» WORK TO DO
Restate each of the lines below word for word and drop every picture.
===== SOURCE MATERIAL =====
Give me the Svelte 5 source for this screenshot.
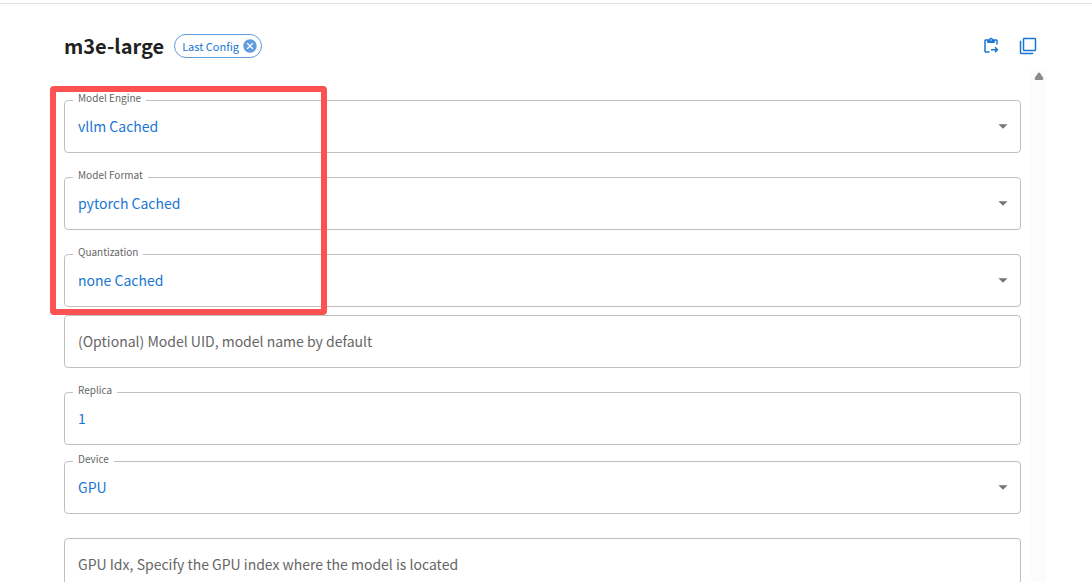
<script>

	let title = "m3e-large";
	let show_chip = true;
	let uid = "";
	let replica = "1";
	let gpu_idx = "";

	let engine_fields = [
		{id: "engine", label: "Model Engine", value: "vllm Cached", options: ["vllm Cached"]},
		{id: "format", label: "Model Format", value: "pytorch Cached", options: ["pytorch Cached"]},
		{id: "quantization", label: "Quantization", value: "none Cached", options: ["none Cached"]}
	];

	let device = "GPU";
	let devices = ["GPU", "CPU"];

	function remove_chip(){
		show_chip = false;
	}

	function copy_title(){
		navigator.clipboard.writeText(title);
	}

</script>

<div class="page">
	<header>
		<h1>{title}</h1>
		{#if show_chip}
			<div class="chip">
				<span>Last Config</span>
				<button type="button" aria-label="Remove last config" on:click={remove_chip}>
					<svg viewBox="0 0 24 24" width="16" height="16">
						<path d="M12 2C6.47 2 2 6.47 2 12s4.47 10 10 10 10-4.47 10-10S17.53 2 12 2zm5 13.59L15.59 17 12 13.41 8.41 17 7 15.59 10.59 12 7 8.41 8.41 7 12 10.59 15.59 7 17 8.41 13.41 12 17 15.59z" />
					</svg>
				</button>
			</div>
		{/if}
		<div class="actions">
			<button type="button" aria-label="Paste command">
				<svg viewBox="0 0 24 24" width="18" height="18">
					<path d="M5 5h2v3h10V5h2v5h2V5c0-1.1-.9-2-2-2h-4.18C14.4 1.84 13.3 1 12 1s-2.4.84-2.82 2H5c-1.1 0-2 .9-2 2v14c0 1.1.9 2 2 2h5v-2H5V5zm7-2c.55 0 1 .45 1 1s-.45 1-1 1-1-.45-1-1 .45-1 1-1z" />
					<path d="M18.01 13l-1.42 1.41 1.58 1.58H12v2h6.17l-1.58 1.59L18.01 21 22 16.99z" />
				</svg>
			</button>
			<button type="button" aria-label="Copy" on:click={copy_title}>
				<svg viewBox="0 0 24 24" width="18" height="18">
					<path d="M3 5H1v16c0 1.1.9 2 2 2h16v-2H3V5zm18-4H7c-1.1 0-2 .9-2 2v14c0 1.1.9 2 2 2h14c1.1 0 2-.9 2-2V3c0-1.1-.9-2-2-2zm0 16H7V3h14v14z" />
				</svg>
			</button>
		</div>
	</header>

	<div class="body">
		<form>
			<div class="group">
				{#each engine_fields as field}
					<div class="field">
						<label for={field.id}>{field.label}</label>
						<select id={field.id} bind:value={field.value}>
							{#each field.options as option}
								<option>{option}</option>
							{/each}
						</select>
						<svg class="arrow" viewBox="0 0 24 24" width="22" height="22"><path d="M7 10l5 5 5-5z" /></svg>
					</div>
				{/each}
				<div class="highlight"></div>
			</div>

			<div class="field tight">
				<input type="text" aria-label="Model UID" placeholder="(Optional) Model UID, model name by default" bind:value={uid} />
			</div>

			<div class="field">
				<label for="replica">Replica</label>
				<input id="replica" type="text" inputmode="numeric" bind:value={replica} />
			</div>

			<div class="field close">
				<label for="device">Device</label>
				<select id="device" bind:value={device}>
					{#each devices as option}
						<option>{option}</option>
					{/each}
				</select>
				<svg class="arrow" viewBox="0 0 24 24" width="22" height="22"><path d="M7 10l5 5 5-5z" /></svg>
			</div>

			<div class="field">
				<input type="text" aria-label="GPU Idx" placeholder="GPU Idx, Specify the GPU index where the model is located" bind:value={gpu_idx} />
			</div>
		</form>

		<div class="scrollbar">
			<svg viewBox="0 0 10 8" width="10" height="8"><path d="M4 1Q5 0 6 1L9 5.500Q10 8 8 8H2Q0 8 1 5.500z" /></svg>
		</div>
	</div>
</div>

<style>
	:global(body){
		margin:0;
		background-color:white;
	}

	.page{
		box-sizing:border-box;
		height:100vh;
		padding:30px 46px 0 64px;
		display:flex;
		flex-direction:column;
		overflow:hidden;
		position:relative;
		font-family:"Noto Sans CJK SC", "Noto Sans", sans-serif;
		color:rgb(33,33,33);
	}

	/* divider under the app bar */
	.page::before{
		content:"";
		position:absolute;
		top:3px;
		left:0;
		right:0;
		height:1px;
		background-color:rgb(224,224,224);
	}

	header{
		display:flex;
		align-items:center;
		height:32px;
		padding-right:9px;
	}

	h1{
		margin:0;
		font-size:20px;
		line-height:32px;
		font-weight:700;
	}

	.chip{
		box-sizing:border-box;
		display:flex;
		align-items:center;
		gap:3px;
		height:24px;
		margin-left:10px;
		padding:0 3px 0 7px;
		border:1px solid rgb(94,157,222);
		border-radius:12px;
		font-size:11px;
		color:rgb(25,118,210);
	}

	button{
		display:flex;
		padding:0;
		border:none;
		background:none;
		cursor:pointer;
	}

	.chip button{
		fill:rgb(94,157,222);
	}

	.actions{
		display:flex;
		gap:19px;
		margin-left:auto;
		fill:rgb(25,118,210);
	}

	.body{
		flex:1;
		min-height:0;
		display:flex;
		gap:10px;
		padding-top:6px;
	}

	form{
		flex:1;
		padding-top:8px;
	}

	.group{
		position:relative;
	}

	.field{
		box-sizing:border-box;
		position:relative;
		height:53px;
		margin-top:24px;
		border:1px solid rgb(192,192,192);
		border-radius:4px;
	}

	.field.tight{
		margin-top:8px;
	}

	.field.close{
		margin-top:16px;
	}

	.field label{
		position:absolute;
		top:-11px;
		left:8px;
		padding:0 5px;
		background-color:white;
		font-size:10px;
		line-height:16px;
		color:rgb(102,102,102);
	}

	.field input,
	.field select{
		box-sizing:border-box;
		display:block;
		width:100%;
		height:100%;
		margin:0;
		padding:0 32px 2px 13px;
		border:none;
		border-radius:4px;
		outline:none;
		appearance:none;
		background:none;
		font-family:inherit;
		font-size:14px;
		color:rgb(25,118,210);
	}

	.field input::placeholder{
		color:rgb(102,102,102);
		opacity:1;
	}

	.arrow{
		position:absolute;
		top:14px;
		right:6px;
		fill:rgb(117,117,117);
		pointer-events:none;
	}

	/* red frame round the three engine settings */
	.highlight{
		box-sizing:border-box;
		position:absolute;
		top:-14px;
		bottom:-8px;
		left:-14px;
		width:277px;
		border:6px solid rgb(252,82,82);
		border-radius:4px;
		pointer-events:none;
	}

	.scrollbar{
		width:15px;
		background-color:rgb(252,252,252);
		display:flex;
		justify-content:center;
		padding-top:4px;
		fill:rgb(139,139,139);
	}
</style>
=====
» PROBLEM SOLUTION
Give me the Svelte 5 source for this screenshot.
<script>

	let title = "m3e-large";
	let show_chip = true;
	let uid = "";
	let replica = "1";
	let gpu_idx = "";

	let engine_fields = [
		{id: "engine", label: "Model Engine", value: "vllm Cached", options: ["vllm Cached"]},
		{id: "format", label: "Model Format", value: "pytorch Cached", options: ["pytorch Cached"]},
		{id: "quantization", label: "Quantization", value: "none Cached", options: ["none Cached"]}
	];

	let device = "GPU";
	let devices = ["GPU", "CPU"];

	function remove_chip(){
		show_chip = false;
	}

	function copy_title(){
		navigator.clipboard.writeText(title);
	}

</script>

<div class="page">
	<header>
		<h1>{title}</h1>
		{#if show_chip}
			<div class="chip">
				<span>Last Config</span>
				<button type="button" aria-label="Remove last config" on:click={remove_chip}>
					<svg viewBox="0 0 24 24" width="16" height="16">
						<path d="M12 2C6.47 2 2 6.47 2 12s4.47 10 10 10 10-4.47 10-10S17.53 2 12 2zm5 13.59L15.59 17 12 13.41 8.41 17 7 15.59 10.59 12 7 8.41 8.41 7 12 10.59 15.59 7 17 8.41 13.41 12 17 15.59z" />
					</svg>
				</button>
			</div>
		{/if}
		<div class="actions">
			<button type="button" aria-label="Paste command">
				<svg viewBox="0 0 24 24" width="18" height="18">
					<path d="M5 5h2v3h10V5h2v5h2V5c0-1.1-.9-2-2-2h-4.18C14.4 1.84 13.3 1 12 1s-2.4.84-2.82 2H5c-1.1 0-2 .9-2 2v14c0 1.1.9 2 2 2h5v-2H5V5zm7-2c.55 0 1 .45 1 1s-.45 1-1 1-1-.45-1-1 .45-1 1-1z" />
					<path d="M18.01 13l-1.42 1.41 1.58 1.58H12v2h6.17l-1.58 1.59L18.01 21 22 16.99z" />
				</svg>
			</button>
			<button type="button" aria-label="Copy" on:click={copy_title}>
				<svg viewBox="0 0 24 24" width="18" height="18">
					<path d="M3 5H1v16c0 1.1.9 2 2 2h16v-2H3V5zm18-4H7c-1.1 0-2 .9-2 2v14c0 1.1.9 2 2 2h14c1.1 0 2-.9 2-2V3c0-1.1-.9-2-2-2zm0 16H7V3h14v14z" />
				</svg>
			</button>
		</div>
	</header>

	<div class="body">
		<form>
			<div class="group">
				{#each engine_fields as field}
					<div class="field">
						<label for={field.id}>{field.label}</label>
						<select id={field.id} bind:value={field.value}>
							{#each field.options as option}
								<option>{option}</option>
							{/each}
						</select>
						<svg class="arrow" viewBox="0 0 24 24" width="22" height="22"><path d="M7 10l5 5 5-5z" /></svg>
					</div>
				{/each}
				<div class="highlight"></div>
			</div>

			<div class="field tight">
				<input type="text" aria-label="Model UID" placeholder="(Optional) Model UID, model name by default" bind:value={uid} />
			</div>

			<div class="field">
				<label for="replica">Replica</label>
				<input id="replica" type="text" inputmode="numeric" bind:value={replica} />
			</div>

			<div class="field close">
				<label for="device">Device</label>
				<select id="device" bind:value={device}>
					{#each devices as option}
						<option>{option}</option>
					{/each}
				</select>
				<svg class="arrow" viewBox="0 0 24 24" width="22" height="22"><path d="M7 10l5 5 5-5z" /></svg>
			</div>

			<div class="field">
				<input type="text" aria-label="GPU Idx" placeholder="GPU Idx, Specify the GPU index where the model is located" bind:value={gpu_idx} />
			</div>
		</form>

		<div class="scrollbar">
			<svg viewBox="0 0 10 8" width="10" height="8"><path d="M4 1Q5 0 6 1L9 5.500Q10 8 8 8H2Q0 8 1 5.500z" /></svg>
		</div>
	</div>
</div>

<style>
	:global(body){
		margin:0;
		background-color:white;
	}

	.page{
		box-sizing:border-box;
		height:100vh;
		padding:30px 46px 0 64px;
		display:flex;
		flex-direction:column;
		overflow:hidden;
		position:relative;
		font-family:"Noto Sans CJK SC", "Noto Sans", sans-serif;
		color:rgb(33,33,33);
	}

	/* divider under the app bar */
	.page::before{
		content:"";
		position:absolute;
		top:3px;
		left:0;
		right:0;
		height:1px;
		background-color:rgb(224,224,224);
	}

	header{
		display:flex;
		align-items:center;
		height:32px;
		padding-right:9px;
	}

	h1{
		margin:0;
		font-size:20px;
		line-height:32px;
		font-weight:700;
	}

	.chip{
		box-sizing:border-box;
		display:flex;
		align-items:center;
		gap:3px;
		height:24px;
		margin-left:10px;
		padding:0 3px 0 7px;
		border:1px solid rgb(94,157,222);
		border-radius:12px;
		font-size:11px;
		color:rgb(25,118,210);
	}

	button{
		display:flex;
		padding:0;
		border:none;
		background:none;
		cursor:pointer;
	}

	.chip button{
		fill:rgb(94,157,222);
	}

	.actions{
		display:flex;
		gap:19px;
		margin-left:auto;
		fill:rgb(25,118,210);
	}

	.body{
		flex:1;
		min-height:0;
		display:flex;
		gap:10px;
		padding-top:6px;
	}

	form{
		flex:1;
		padding-top:8px;
	}

	.group{
		position:relative;
	}

	.field{
		box-sizing:border-box;
		position:relative;
		height:53px;
		margin-top:24px;
		border:1px solid rgb(192,192,192);
		border-radius:4px;
	}

	.field.tight{
		margin-top:8px;
	}

	.field.close{
		margin-top:16px;
	}

	.field label{
		position:absolute;
		top:-11px;
		left:8px;
		padding:0 5px;
		background-color:white;
		font-size:10px;
		line-height:16px;
		color:rgb(102,102,102);
	}

	.field input,
	.field select{
		box-sizing:border-box;
		display:block;
		width:100%;
		height:100%;
		margin:0;
		padding:0 32px 2px 13px;
		border:none;
		border-radius:4px;
		outline:none;
		appearance:none;
		background:none;
		font-family:inherit;
		font-size:14px;
		color:rgb(25,118,210);
	}

	.field input::placeholder{
		color:rgb(102,102,102);
		opacity:1;
	}

	.arrow{
		position:absolute;
		top:14px;
		right:6px;
		fill:rgb(117,117,117);
		pointer-events:none;
	}

	/* red frame round the three engine settings */
	.highlight{
		box-sizing:border-box;
		position:absolute;
		top:-14px;
		bottom:-8px;
		left:-14px;
		width:277px;
		border:6px solid rgb(252,82,82);
		border-radius:4px;
		pointer-events:none;
	}

	.scrollbar{
		width:15px;
		background-color:rgb(252,252,252);
		display:flex;
		justify-content:center;
		padding-top:4px;
		fill:rgb(139,139,139);
	}
</style>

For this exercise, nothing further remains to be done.